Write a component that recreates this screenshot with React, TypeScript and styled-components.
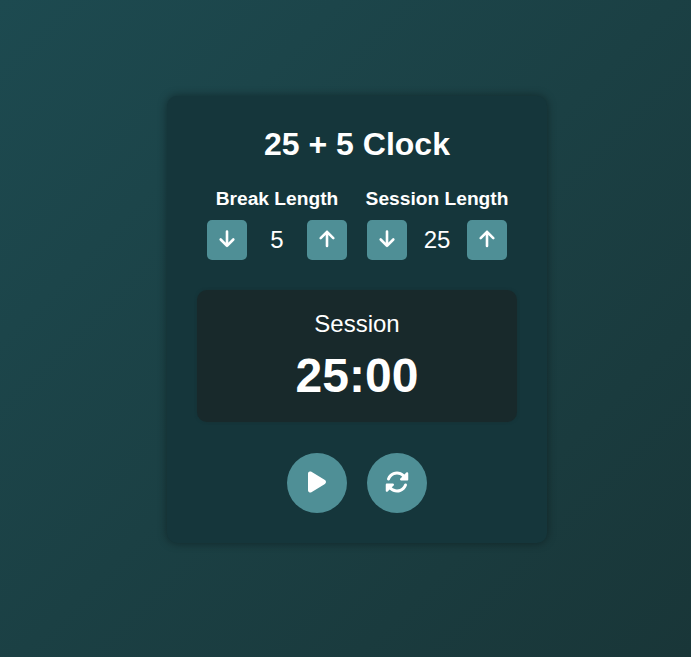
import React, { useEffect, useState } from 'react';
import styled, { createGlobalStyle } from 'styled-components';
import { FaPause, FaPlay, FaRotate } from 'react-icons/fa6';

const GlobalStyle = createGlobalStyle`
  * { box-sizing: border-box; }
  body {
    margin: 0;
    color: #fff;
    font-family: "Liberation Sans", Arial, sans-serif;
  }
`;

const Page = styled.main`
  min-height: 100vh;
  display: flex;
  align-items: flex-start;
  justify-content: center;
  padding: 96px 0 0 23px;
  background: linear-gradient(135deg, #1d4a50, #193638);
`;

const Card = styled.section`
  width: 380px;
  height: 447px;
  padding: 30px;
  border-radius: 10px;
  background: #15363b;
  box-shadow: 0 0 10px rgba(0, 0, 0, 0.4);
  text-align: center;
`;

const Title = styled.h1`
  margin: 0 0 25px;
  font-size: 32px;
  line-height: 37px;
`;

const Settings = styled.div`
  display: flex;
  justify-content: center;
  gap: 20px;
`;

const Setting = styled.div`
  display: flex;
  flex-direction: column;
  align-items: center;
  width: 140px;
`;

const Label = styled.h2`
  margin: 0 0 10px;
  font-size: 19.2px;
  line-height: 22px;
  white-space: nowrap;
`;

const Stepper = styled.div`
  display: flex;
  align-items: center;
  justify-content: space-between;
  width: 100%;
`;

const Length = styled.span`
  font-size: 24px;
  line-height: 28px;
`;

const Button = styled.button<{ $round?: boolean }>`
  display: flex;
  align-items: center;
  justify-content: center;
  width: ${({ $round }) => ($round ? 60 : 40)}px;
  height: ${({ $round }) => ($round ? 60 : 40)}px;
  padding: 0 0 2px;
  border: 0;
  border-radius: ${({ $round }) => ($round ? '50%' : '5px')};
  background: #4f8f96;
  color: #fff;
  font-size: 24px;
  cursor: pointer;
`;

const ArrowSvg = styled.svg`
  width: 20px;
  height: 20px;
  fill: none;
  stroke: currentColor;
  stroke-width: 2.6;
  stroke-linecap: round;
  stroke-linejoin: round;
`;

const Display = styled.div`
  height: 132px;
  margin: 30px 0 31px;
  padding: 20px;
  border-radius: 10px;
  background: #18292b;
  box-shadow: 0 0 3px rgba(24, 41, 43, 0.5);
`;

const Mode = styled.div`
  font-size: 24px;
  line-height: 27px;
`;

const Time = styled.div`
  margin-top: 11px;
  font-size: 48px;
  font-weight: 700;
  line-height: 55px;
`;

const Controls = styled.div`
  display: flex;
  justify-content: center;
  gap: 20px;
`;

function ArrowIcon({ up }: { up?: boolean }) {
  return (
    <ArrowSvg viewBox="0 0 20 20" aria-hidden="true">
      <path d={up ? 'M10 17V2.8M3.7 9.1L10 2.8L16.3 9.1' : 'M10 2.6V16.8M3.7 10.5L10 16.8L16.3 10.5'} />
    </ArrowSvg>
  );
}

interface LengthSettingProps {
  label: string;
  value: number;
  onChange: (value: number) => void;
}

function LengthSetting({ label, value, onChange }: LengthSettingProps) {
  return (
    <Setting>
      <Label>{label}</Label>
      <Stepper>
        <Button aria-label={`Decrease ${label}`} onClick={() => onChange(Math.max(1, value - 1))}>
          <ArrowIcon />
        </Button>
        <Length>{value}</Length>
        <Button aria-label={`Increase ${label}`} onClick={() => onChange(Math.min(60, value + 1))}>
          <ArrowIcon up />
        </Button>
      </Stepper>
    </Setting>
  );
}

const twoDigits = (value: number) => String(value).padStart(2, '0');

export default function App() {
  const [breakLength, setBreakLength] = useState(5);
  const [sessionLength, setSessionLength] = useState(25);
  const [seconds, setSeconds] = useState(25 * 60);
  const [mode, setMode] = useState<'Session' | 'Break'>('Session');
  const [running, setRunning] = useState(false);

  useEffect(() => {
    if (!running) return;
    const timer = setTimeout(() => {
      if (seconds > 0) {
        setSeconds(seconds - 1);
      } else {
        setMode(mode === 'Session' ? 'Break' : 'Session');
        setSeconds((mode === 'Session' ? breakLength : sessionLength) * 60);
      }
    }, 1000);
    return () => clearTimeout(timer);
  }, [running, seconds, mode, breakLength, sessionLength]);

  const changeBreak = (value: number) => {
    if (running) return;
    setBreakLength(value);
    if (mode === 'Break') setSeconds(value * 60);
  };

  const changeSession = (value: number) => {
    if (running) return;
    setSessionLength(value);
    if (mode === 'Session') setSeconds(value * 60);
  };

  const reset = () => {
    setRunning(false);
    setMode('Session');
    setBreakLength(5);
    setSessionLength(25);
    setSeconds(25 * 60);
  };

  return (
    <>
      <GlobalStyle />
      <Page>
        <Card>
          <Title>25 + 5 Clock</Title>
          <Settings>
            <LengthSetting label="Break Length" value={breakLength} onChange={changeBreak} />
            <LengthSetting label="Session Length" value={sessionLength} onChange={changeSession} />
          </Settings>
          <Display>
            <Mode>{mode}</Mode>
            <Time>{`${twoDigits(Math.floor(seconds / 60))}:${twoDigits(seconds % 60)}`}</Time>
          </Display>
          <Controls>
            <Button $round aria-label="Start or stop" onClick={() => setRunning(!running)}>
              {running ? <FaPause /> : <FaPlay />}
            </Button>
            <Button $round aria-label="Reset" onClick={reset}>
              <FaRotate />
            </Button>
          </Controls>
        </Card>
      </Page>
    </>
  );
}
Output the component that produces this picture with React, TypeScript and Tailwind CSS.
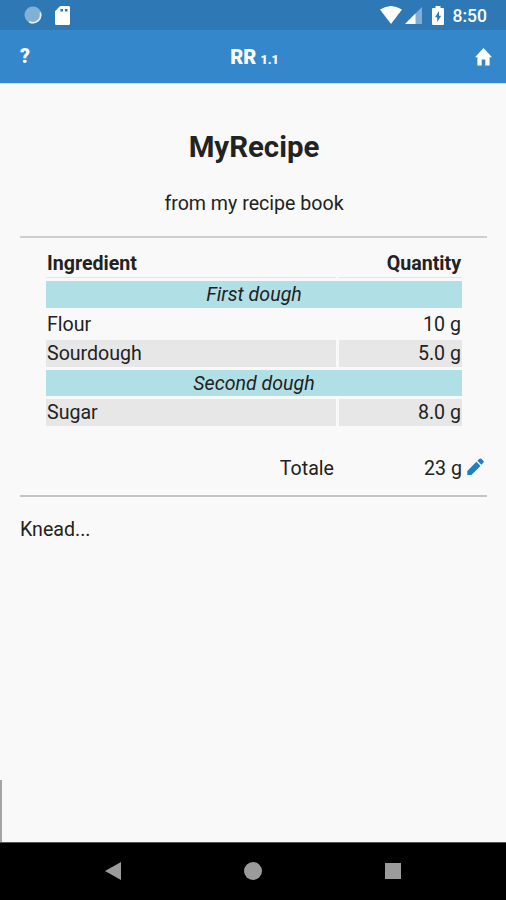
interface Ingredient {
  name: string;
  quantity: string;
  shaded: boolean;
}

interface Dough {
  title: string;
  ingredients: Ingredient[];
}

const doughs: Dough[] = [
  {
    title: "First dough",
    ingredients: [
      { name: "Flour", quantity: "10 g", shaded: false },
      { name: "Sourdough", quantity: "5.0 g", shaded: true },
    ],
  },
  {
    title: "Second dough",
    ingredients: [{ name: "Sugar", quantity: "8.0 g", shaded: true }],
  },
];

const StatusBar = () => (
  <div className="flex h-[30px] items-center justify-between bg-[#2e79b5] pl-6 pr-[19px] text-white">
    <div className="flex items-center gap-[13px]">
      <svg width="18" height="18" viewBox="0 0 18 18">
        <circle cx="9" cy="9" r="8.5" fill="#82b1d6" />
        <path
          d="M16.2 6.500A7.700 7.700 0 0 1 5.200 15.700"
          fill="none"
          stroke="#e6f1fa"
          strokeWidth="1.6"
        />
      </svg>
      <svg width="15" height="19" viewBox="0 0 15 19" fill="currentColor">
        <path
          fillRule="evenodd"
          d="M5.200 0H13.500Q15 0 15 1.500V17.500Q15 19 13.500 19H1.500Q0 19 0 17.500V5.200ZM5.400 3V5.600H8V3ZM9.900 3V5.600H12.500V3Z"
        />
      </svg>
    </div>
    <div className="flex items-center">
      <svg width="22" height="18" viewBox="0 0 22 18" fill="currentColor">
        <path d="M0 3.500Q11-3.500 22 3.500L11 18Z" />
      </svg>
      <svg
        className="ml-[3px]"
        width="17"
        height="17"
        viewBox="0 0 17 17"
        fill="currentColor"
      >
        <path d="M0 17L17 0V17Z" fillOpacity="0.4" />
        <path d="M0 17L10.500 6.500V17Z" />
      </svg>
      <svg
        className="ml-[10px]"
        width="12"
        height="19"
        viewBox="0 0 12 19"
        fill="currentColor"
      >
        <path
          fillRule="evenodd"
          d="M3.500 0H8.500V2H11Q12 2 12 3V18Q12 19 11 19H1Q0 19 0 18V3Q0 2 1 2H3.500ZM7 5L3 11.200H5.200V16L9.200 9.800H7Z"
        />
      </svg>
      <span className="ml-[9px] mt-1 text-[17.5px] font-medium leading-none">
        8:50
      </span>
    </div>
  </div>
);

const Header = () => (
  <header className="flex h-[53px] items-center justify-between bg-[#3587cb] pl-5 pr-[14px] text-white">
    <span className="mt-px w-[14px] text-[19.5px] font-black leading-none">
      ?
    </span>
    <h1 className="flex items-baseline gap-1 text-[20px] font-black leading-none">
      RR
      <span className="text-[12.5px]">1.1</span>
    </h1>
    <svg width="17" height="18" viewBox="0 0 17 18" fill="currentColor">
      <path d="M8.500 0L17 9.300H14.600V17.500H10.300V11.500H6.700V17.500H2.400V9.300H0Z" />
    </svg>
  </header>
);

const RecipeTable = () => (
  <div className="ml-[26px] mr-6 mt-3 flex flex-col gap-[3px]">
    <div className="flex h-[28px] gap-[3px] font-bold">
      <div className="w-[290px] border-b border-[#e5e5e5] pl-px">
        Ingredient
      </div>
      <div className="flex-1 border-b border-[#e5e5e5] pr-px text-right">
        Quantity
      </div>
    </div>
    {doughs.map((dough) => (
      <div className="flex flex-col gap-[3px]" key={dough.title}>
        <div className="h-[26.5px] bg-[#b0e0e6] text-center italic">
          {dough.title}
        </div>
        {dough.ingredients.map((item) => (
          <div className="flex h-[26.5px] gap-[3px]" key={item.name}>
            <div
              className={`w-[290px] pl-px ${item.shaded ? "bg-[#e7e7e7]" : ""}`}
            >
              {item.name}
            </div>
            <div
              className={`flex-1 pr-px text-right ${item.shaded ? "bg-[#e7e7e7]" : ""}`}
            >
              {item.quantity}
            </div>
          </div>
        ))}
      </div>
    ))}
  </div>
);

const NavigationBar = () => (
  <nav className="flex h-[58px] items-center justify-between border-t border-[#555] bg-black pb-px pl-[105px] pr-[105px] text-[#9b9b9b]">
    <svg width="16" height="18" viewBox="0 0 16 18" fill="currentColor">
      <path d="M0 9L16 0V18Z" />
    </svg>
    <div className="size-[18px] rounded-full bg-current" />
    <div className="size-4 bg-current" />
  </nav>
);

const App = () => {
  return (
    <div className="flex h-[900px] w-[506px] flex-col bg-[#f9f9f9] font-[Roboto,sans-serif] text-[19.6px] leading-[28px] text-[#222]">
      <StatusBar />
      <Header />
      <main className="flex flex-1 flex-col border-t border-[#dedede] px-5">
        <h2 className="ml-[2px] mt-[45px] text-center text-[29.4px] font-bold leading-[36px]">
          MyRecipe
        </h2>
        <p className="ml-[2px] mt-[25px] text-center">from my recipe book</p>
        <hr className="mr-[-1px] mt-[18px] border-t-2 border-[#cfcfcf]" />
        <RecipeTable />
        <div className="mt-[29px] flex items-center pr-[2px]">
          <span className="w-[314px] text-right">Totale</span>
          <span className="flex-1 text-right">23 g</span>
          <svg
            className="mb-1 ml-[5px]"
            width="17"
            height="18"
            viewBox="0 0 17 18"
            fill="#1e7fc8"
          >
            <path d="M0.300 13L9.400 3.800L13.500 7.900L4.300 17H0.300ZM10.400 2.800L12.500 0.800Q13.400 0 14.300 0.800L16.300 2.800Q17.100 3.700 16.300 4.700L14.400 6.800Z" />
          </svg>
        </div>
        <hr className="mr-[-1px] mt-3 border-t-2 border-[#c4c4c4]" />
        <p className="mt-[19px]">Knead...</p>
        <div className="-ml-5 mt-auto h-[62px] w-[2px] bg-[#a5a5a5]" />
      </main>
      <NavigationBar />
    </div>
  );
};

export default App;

***

> What you should do:
Without the pictures, please reproduce each line of the listing above exactly, from the first one through the line bearing "FaPause, FaPlay, FaRotate".

> Result of the task:
Write a component that recreates this screenshot with React, TypeScript and styled-components.
import React, { useEffect, useState } from 'react';
import styled, { createGlobalStyle } from 'styled-components';
import { FaPause, FaPlay, FaRotate } from 'react-icons/fa6';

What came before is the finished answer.